J'ai trouvé le comportement de la communauté remarquable d'hypocrisie, jamais volontaire pour réaliser des "expéditions riz", pourtant nécessaires à sa survie physique voire mentale (fourniture de piles) et ô combien nécessaires.
Par ailleurs, j'ai apprécié le fait que le roman ne cède pas aux mêmes facilités que le film en développant des "amourettes" secondaires (par exemple l'attirance de Richard pour Françoise n'est jamais concrétisée), symbolisant une sorte d'"impasse émotionnelle / relationnelle" frappant la plupart des membres de la communauté.
Même si je recommanderai particulièrement ce livre aux voyageurs et "routards", qui décèleront dans les aspirations des personnages un écho aux leurs, passer à côté de ce livre serait pour autant dommage. N'hésitez pas donc si vous appréciez les romans prenants, dépaysants et fins observateurs des comportements humains.

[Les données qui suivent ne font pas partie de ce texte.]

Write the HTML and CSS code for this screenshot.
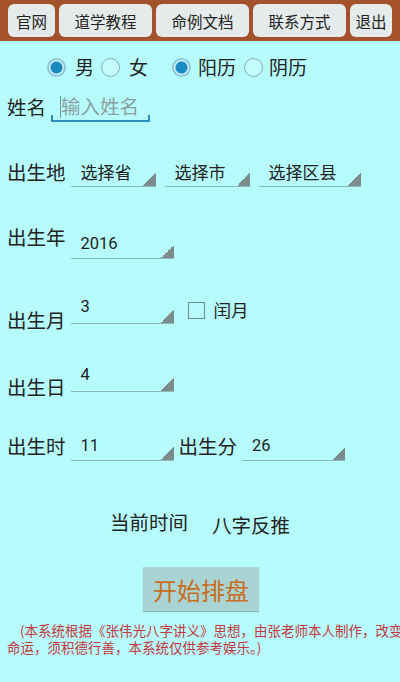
FILE: index.html
```
<!DOCTYPE html>
<html lang="zh">
<head>
  <meta charset="UTF-8" />
  <meta name="viewport" content="width=device-width, initial-scale=1.0"/>
  <title>八字排盘</title>
  <link rel="stylesheet" href="styles.css">
</head>
<body>

  <!-- 顶部菜单 -->
  <div class="menu">
    <button class="menu-btn w-sm">官网</button>
    <button class="menu-btn">道学教程</button>
    <button class="menu-btn">命例文档</button>
    <button class="menu-btn">联系方式</button>
    <button class="menu-btn w-xs">退出</button>
  </div>

  <!-- 性别 / 历法 -->
  <div class="radios">
    <span class="radio on"></span><span class="radio-txt">男</span>
    <span class="radio r2"></span><span class="radio-txt">女</span>
    <span class="radio on r3"></span><span class="radio-txt t3">阳历</span>
    <span class="radio r4"></span><span class="radio-txt t4">阴历</span>
  </div>

  <div class="fila fila-nombre">
    <span class="etiqueta">姓名</span>
    <input class="nombre" type="text" placeholder="输入姓名">
  </div>

  <div class="fila fila-lugar">
    <span class="etiqueta">出生地</span>
    <div class="spinner w-prov">选择省</div>
    <div class="spinner w-prov sep">选择市</div>
    <div class="spinner w-dist sep">选择区县</div>
  </div>

  <div class="fila fila-anio">
    <span class="etiqueta">出生年</span>
    <div class="spinner num">2016</div>
  </div>

  <div class="fila fila-mes">
    <span class="etiqueta">出生月</span>
    <div class="spinner num">3</div>
    <span class="check"></span>
    <span class="check-txt">闰月</span>
  </div>

  <div class="fila fila-dia">
    <span class="etiqueta">出生日</span>
    <div class="spinner num">4</div>
  </div>

  <div class="fila fila-hora">
    <span class="etiqueta">出生时</span>
    <div class="spinner num">11</div>
    <span class="etiqueta">出生分</span>
    <div class="spinner num">26</div>
  </div>

  <div class="acciones">
    <button class="accion">当前时间</button>
    <button class="accion bajo">八字反推</button>
  </div>

  <button class="empezar">开始排盘</button>

  <p class="aviso">(本系统根据《张伟光八字讲义》思想，由张老师本人制作，改变<br>命运，须积德行善，本系统仅供参考娱乐。)</p>

</body>
</html>
```

FILE: styles.css
```
html, body {
  margin: 0;
  overflow: hidden;
}

body {
  background-color: #b6fcfc;
  color: #222;
  font-family: Roboto, "Noto Sans CJK SC", sans-serif;
  width: 400px;
  height: 682px;
}

button {
  font-family: "Noto Sans CJK SC", sans-serif;
  border: none;
  padding: 0;
  cursor: pointer;
}

/* Menu */
.menu {
  background-color: #a3522b;
  height: 41px;
  box-sizing: border-box;
  padding: 4px 0 0 8px;
  display: flex;
  gap: 4px;
}

.menu-btn {
  width: 93px;
  height: 33px;
  background-color: #e5ebea;
  border-radius: 6px;
  font-size: 15.5px;
  color: #222;
}

.menu-btn.w-sm { width: 47px; }
.menu-btn.w-xs { width: 42px; }

/* Radios */
.radios {
  margin-top: 14px;
  height: 24px;
  padding-left: 47px;
  display: flex;
  align-items: center;
  font-family: "Noto Sans CJK SC", sans-serif;
  font-size: 19px;
}

.radio {
  width: 19px;
  height: 19px;
  box-sizing: border-box;
  border-radius: 50%;
  border: 1.5px solid #86aeb6;
  background: #c4fbfb;
}

.radio.on {
  border: 2px solid #8fc6dc;
  background: radial-gradient(circle, #1a8ac3 0 5.5px, #d6f4f8 6.5px);
}

.radio-txt { margin-left: 9px; line-height: 24px; }
.radio.r2 { margin-left: 7px; }
.radio.r3 { margin-left: 24px; }
.radio-txt.t3 { margin-left: 7px; }
.radio.r4 { margin-left: 8px; }
.radio-txt.t4 { margin-left: 6px; }

/* Filas */
.fila {
  display: flex;
  align-items: flex-start;
  padding-left: 7px;
}

.etiqueta {
  font-family: "Noto Sans CJK SC", sans-serif;
  font-size: 19.5px;
  line-height: 26px;
  margin-right: 5px;
  color: #222;
}

.fila-nombre { margin-top: 13px; height: 30px; }
.fila-nombre .etiqueta { margin-top: 2px; }

.nombre {
  width: 99px;
  height: 30px;
  box-sizing: border-box;
  border: none;
  border-bottom: 2px solid #2b8fc2;
  outline: none;
  padding: 0 0 2px 10px;
  font-family: "Noto Sans CJK SC", sans-serif;
  font-size: 19.5px;
  background:
    linear-gradient(#6a9aa8, #6a9aa8) 9px 4px / 1px 22px no-repeat,
    linear-gradient(#2b8fc2, #2b8fc2) left bottom / 2px 5px no-repeat,
    linear-gradient(#2b8fc2, #2b8fc2) right bottom / 2px 5px no-repeat;
}

.nombre::placeholder { color: #8d9e9e; }

.spinner {
  width: 103px;
  height: 30px;
  box-sizing: border-box;
  padding-left: 10px;
  display: flex;
  align-items: center;
  border-bottom: 1px solid #8fb8b8;
  font-family: "Noto Sans CJK SC", sans-serif;
  font-size: 17px;
  color: #222;
  background: linear-gradient(to bottom right, transparent 50%, #7c8b8b 50%) right bottom / 13px 13px no-repeat;
}

.spinner.num {
  font-family: Roboto, sans-serif;
  font-size: 16.5px;
}

.spinner.w-prov { width: 85px; }
.spinner.w-dist { width: 102px; }
.spinner.sep { margin-left: 9px; }

.fila-lugar { margin-top: 35px; height: 30px; }
.fila-lugar .etiqueta { margin-top: 2px; }

.fila-anio { margin-top: 37px; height: 35px; }
.fila-anio .spinner { margin-top: 5px; padding-top: 0; }

.fila-mes { margin-top: 35px; height: 39px; }
.fila-mes .etiqueta { margin-top: 13px; }
.fila-mes .spinner,
.fila-dia .spinner { align-items: flex-start; padding-top: 3px; }

.check {
  width: 17px;
  height: 17px;
  box-sizing: border-box;
  border: 1.5px solid #6d8c8c;
  margin: 8px 0 0 14px;
}

.check-txt {
  font-family: "Noto Sans CJK SC", sans-serif;
  font-size: 17.5px;
  line-height: 24px;
  margin: 4px 0 0 9px;
}

.fila-dia { margin-top: 29px; height: 38px; }
.fila-dia .etiqueta { margin-top: 12px; }

.fila-hora { margin-top: 31px; height: 30px; }
.fila-hora .etiqueta { margin-top: 2px; }
.fila-hora .spinner + .etiqueta { margin-left: 5px; }

/* Acciones */
.acciones {
  margin-top: 48px;
  height: 32px;
  display: flex;
  padding-left: 110px;
  gap: 24px;
}

.accion {
  background: none;
  font-size: 19.5px;
  line-height: 26px;
  height: 26px;
  color: #222;
}

.accion.bajo { margin-top: 3px; }

.empezar {
  display: block;
  margin: 26px 0 0 143px;
  width: 116px;
  height: 44px;
  background-color: #a9d4d4;
  box-shadow: 0 1px 1px #8fb4b4;
  color: #c96d1d;
  font-size: 24px;
}

.aviso {
  margin: 11px 0 0;
  padding-left: 7px;
  width: 420px;
  text-indent: 13px;
  white-space: nowrap;
  font-family: "Noto Sans CJK SC", sans-serif;
  font-size: 13.5px;
  line-height: 17px;
  color: #c4373a;
}
```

A l'issue du roman, une question se pose au lecteur, potentiellement tiraillé entre deux choix extrêmes : vaut-il mieux vivre des expériences uniques dans un modèle coupé du monde ou mieux vaut-il s’insérer dans le cadre rassurant et « ronronnant » d'une société civilisée qui pourra répondre à ses principaux besoins (manger, dormir, gagner sa vie, voyager) ? En se montrant aussi pessimiste et noir dans son propos, l'auteur /voyageur semble lui s'être déjà forgé sa conviction. Une réponse sage consisterait à dire que, comme souvent, la réponse réside dans un juste milieu.
PS : j'ai intitulé cette critique "Bittersweet Symphony" en référence à la chanson des 90's qui selon moi collait bien à l'esprit du roman et aurait trouvé sa place dans le film - chanson écoutée au départ et à l'atterrissage d'un avion pris pour un séjour à l'étranger durant lequel j'ai lu et même dévoré La Plage.